**What you will do:** Read the lines that follow and tally those with the word "React"; give the number and nothing else.
>>>
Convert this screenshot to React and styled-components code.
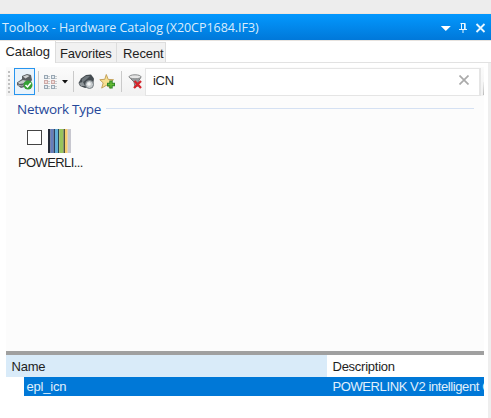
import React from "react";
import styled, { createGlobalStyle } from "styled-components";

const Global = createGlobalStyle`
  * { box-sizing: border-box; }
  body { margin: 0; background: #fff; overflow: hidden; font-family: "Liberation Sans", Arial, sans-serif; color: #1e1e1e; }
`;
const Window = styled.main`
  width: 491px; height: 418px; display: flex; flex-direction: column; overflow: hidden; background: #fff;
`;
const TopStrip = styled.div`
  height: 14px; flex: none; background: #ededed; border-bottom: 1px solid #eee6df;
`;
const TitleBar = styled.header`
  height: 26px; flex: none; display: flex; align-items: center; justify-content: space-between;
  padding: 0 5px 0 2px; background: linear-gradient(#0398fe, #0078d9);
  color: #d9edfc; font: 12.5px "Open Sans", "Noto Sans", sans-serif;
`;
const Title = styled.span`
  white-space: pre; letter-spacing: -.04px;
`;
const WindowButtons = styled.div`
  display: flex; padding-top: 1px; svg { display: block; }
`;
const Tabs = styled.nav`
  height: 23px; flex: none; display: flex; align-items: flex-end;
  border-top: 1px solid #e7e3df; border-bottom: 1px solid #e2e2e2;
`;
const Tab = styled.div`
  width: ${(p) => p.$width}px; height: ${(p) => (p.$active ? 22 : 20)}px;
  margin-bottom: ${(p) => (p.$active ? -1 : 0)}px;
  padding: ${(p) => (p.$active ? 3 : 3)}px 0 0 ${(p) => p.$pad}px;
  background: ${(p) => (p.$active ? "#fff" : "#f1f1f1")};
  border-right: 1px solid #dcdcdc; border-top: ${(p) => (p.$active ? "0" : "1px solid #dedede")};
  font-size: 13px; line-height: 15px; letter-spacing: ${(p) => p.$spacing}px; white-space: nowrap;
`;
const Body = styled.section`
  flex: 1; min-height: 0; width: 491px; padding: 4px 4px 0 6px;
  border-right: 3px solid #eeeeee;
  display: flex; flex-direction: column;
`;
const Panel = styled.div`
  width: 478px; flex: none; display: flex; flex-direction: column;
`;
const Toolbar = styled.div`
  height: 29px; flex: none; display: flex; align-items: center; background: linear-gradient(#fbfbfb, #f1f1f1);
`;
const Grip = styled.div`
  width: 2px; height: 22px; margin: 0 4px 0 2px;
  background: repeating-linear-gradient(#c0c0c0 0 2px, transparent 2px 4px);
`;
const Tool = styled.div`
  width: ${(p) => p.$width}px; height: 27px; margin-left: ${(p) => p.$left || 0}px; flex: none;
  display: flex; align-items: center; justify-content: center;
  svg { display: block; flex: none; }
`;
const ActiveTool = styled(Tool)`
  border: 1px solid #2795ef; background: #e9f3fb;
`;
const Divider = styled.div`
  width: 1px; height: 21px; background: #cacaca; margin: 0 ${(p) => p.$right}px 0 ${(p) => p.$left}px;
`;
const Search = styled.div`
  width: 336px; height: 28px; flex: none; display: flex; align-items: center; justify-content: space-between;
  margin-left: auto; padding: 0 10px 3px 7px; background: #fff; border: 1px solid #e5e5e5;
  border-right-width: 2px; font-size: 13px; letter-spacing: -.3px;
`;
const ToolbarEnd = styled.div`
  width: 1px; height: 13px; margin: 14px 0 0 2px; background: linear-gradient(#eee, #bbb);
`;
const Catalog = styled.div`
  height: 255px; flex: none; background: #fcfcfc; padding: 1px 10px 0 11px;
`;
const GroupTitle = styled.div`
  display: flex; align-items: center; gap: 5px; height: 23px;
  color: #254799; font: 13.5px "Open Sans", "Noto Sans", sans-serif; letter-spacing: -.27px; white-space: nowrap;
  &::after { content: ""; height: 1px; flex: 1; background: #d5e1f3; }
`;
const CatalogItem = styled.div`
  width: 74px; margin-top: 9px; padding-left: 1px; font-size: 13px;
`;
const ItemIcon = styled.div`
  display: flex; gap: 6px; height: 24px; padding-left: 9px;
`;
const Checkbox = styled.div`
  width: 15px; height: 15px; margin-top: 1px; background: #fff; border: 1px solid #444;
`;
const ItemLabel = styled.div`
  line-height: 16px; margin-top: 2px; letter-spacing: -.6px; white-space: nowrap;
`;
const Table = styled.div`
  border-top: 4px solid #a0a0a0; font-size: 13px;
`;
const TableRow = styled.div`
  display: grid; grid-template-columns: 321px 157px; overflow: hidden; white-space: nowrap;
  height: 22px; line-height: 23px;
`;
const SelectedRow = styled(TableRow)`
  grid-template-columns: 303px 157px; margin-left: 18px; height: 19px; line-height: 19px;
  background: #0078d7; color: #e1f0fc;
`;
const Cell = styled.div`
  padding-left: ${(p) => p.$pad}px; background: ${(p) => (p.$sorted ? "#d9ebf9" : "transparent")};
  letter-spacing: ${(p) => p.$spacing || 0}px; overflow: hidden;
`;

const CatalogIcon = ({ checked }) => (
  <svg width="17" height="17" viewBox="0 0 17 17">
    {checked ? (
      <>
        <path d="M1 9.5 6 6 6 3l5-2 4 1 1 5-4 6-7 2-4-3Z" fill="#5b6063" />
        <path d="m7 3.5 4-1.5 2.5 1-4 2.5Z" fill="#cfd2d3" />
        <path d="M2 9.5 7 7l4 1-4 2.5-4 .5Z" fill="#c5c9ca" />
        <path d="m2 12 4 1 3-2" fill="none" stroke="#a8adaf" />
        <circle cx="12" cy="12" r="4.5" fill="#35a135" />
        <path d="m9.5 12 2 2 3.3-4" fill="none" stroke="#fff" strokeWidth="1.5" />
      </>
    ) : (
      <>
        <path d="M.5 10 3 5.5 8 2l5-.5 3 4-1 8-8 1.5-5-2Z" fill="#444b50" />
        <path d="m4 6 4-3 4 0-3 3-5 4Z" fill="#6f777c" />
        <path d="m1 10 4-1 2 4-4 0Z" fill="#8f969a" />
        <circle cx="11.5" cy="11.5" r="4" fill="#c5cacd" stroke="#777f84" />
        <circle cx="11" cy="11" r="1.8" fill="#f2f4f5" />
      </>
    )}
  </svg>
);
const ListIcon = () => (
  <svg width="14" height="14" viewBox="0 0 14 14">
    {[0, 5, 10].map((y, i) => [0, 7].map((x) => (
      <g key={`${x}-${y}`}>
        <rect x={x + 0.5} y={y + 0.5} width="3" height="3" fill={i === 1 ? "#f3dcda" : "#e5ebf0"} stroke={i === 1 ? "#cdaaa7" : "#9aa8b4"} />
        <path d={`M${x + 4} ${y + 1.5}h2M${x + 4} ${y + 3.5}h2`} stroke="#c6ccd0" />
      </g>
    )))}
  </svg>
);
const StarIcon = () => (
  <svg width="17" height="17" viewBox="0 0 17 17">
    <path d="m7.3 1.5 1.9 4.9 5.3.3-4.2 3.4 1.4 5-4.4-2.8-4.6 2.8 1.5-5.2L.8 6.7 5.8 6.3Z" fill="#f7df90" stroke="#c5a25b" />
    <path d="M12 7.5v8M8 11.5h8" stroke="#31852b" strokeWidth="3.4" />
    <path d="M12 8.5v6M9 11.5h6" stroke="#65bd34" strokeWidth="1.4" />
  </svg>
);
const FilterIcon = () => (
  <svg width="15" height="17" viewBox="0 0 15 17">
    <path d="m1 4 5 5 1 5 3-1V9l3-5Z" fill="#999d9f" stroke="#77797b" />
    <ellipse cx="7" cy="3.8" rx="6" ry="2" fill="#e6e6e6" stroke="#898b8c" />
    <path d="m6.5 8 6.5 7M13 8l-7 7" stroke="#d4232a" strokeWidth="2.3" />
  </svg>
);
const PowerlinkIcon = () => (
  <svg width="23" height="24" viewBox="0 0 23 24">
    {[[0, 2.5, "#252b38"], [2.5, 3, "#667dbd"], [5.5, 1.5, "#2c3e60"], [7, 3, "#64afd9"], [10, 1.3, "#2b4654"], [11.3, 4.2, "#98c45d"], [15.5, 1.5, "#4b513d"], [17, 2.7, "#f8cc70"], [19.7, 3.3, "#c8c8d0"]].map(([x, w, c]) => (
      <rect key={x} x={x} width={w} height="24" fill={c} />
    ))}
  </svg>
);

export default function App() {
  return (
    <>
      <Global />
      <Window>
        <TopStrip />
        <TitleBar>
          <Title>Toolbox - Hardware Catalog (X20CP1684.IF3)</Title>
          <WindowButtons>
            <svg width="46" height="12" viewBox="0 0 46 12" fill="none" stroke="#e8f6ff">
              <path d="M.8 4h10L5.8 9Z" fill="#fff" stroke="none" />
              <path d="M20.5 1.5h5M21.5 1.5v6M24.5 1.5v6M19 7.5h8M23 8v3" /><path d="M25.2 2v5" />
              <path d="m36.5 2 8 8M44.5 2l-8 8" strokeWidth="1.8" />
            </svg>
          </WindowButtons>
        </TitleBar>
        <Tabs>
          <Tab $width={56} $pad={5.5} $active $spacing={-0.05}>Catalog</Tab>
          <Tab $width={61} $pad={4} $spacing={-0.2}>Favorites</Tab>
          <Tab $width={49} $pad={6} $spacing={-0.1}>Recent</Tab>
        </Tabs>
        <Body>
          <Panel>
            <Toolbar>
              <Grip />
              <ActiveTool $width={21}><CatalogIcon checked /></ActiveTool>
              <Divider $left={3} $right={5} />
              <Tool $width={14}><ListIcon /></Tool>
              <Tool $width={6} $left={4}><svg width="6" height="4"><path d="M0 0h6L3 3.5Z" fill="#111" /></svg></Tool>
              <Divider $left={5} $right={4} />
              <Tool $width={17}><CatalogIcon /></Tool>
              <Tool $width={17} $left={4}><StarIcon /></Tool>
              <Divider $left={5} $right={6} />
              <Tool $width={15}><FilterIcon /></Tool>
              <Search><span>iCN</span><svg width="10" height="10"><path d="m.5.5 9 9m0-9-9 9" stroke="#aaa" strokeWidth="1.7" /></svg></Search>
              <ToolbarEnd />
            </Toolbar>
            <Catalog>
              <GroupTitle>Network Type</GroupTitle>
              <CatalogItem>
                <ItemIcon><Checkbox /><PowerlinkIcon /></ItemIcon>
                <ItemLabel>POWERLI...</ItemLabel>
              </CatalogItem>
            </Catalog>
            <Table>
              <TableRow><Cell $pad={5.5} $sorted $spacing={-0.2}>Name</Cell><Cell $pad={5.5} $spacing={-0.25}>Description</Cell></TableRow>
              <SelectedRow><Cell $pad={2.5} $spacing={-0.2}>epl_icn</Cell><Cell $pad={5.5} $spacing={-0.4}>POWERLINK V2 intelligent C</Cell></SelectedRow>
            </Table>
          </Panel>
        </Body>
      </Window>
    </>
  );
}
<<<
**Reply:** 2